The ocean would soon enough sort them out, but Griffiths was starting to wonder how his Rainbow would do against the Houqua. How would his clipper bow and V-shaped hull theory of design stand up to this challenge?

How ironic, Griffiths thought, that the Houqua, which incorporated his idea's concerning the clipper bow, was rapidly growing in the stocks, much faster that his Rainbow. The Low brothers wasted no time when they made a decision. The race to the sea was won by the Houqua as she slid down the skids to the cheering New York crowds on May 3, 1844.

The vociferous voice of the New York Herald egged on and captured the building excitement that the American people were feeling for their sailing ships. James Gordon Bennett, a marine writer of the Herald, captured the mood:



One of the prettiest and most rakish looking packet ships ever built in the civilized world is now to be seen at the foot of Jones Lane on the East River. . . .

We never saw a vessel so perfect in all her parts as this new celestial packet.

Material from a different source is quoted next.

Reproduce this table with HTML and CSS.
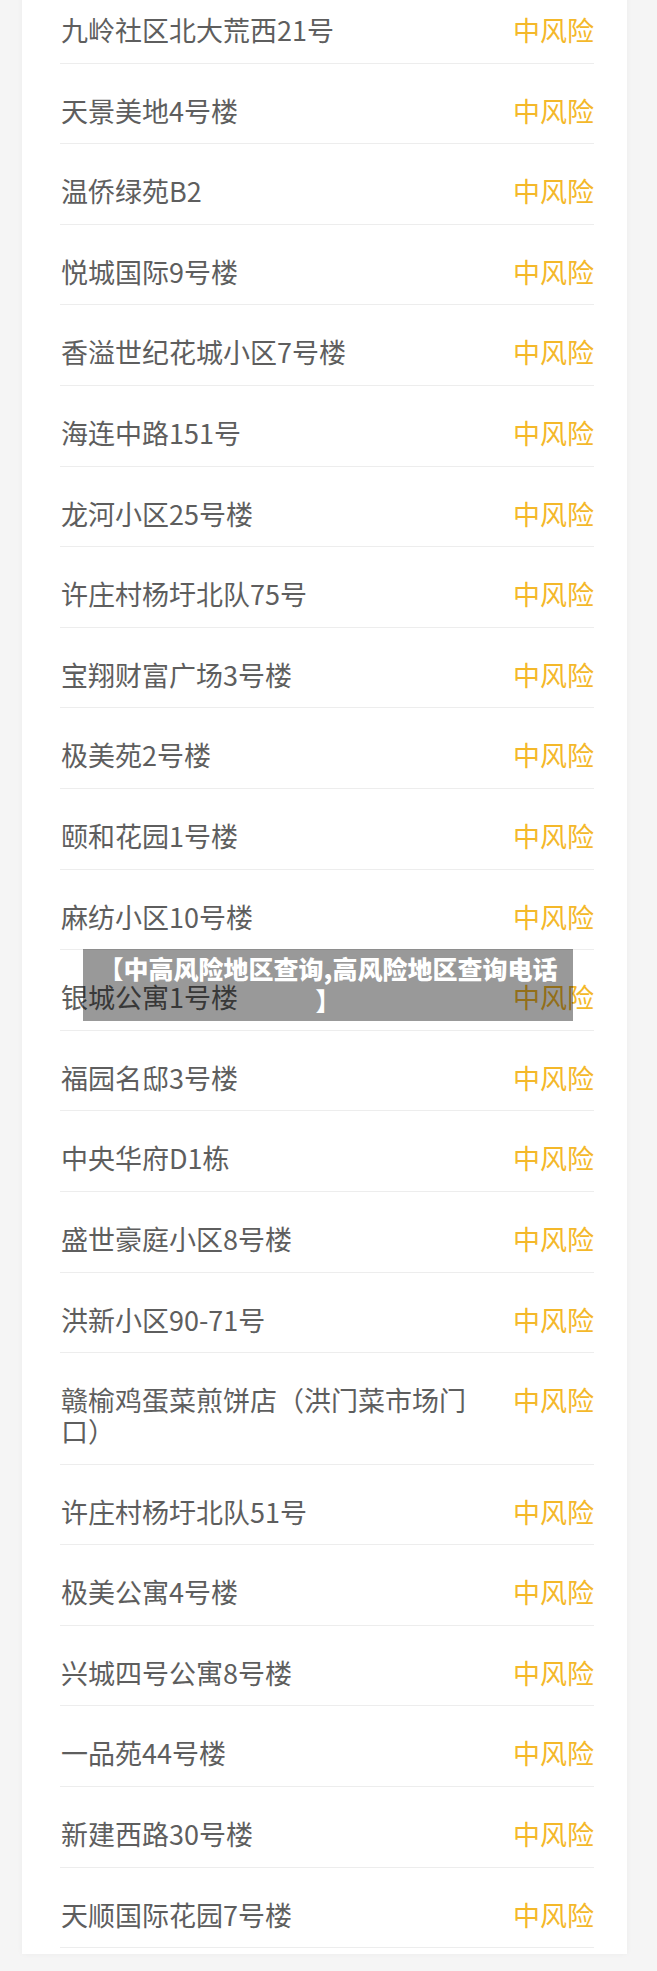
FILE: index.html
```html
<!DOCTYPE html>
<html lang="zh-CN">
<head>
  <meta charset="UTF-8" />
  <title>中高风险地区查询</title>
  <link rel="stylesheet" href="styles.css">
</head>
<body>
  <div class="card">
    <ul class="area-list">
      <li class="row"><span class="name">九岭社区北大荒西21号</span><span class="level">中风险</span></li>
      <li class="row"><span class="name">天景美地4号楼</span><span class="level">中风险</span></li>
      <li class="row"><span class="name">温侨绿苑B2</span><span class="level">中风险</span></li>
      <li class="row"><span class="name">悦城国际9号楼</span><span class="level">中风险</span></li>
      <li class="row"><span class="name">香溢世纪花城小区7号楼</span><span class="level">中风险</span></li>
      <li class="row"><span class="name">海连中路151号</span><span class="level">中风险</span></li>
      <li class="row"><span class="name">龙河小区25号楼</span><span class="level">中风险</span></li>
      <li class="row"><span class="name">许庄村杨圩北队75号</span><span class="level">中风险</span></li>
      <li class="row"><span class="name">宝翔财富广场3号楼</span><span class="level">中风险</span></li>
      <li class="row"><span class="name">极美苑2号楼</span><span class="level">中风险</span></li>
      <li class="row"><span class="name">颐和花园1号楼</span><span class="level">中风险</span></li>
      <li class="row"><span class="name">麻纺小区10号楼</span><span class="level">中风险</span></li>
      <li class="row"><span class="name">银城公寓1号楼</span><span class="level">中风险</span></li>
      <li class="row"><span class="name">福园名邸3号楼</span><span class="level">中风险</span></li>
      <li class="row"><span class="name">中央华府D1栋</span><span class="level">中风险</span></li>
      <li class="row"><span class="name">盛世豪庭小区8号楼</span><span class="level">中风险</span></li>
      <li class="row"><span class="name">洪新小区90-71号</span><span class="level">中风险</span></li>
      <li class="row"><span class="name">赣榆鸡蛋菜煎饼店（洪门菜市场门口）</span><span class="level">中风险</span></li>
      <li class="row"><span class="name">许庄村杨圩北队51号</span><span class="level">中风险</span></li>
      <li class="row"><span class="name">极美公寓4号楼</span><span class="level">中风险</span></li>
      <li class="row"><span class="name">兴城四号公寓8号楼</span><span class="level">中风险</span></li>
      <li class="row"><span class="name">一品苑44号楼</span><span class="level">中风险</span></li>
      <li class="row"><span class="name">新建西路30号楼</span><span class="level">中风险</span></li>
      <li class="row"><span class="name">天顺国际花园7号楼</span><span class="level">中风险</span></li>
    </ul>
  </div>

  <div class="caption">【中高风险地区查询,高风险地区查询电话<br>】</div>
</body>
</html>
```

FILE: styles.css
```css
body {
  font-family: "Noto Sans CJK SC", "Noto Sans", sans-serif;
  background: #f5f5f5;
  margin: 0;
  height: 1971px;
  overflow: hidden;
  position: relative;
}

.card {
  margin-left: 22px;
  width: 605px;
  height: 1971px;
  background: #fff;
  box-shadow: 0 0 6px rgba(0, 0, 0, 0.04);
}

.area-list {
  list-style: none;
  margin: -17px 0 0;
  padding: 0 33px 0 38px;
}

.row {
  display: flex;
  justify-content: space-between;
  align-items: flex-start;
  gap: 30px;
  padding: 31px 0 17.6px 1px;
  border-bottom: 1px solid #ededed;
  font-size: 27px;
  line-height: 31px;
}

.name {
  flex: 1;
  color: #5e5e5e;
}

.level {
  flex: none;
  color: #f4b82a;
}

.caption {
  position: absolute;
  top: 949px;
  left: 83px;
  width: 480px;
  padding: 3px 5px 5px;
  background: rgba(0, 0, 0, 0.4);
  color: #fff;
  font-size: 25px;
  font-weight: 900;
  line-height: 32px;
  text-align: center;
}
```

She is about 600 tons in size-as sharp as a cutter- as symmetrical as a yacht-as rakish in her rig as any pirate-and as neat in her deck and cabin arrangements as a lady's boudoir.

Her figure head is a bust of Houqua, and her bows are as sharp as the toes of a pair of Chinese shoes.



Crowds of New Yorkers gathered at the East River to marvel at this latest creation of the maritime world that so captured their imagination. There was the Houqua, anchored off the Brown & Bell shipyard making ready for the China run. Captain Nat directed the fine-tuning of the rigging, while others scurried about paying attention to everything required of a new vessel preparing to put out to sea.

The Houqua was 143 feet long, 32 feet wide, and 17 feet deep. Captain Nat had a one-quarter interest in this unique vessel of war and would deliver her to China for a handsome profit.



On May 31, 1844, six months after the arrival of the Paul Jones, and the meeting of Palmer and the Lows at their South Street counting house, the Houqua set sail for Canton. Captain Nat carried with him the model of the ship hull that he had carved during his last homeward voyage as a gift for the Chinese.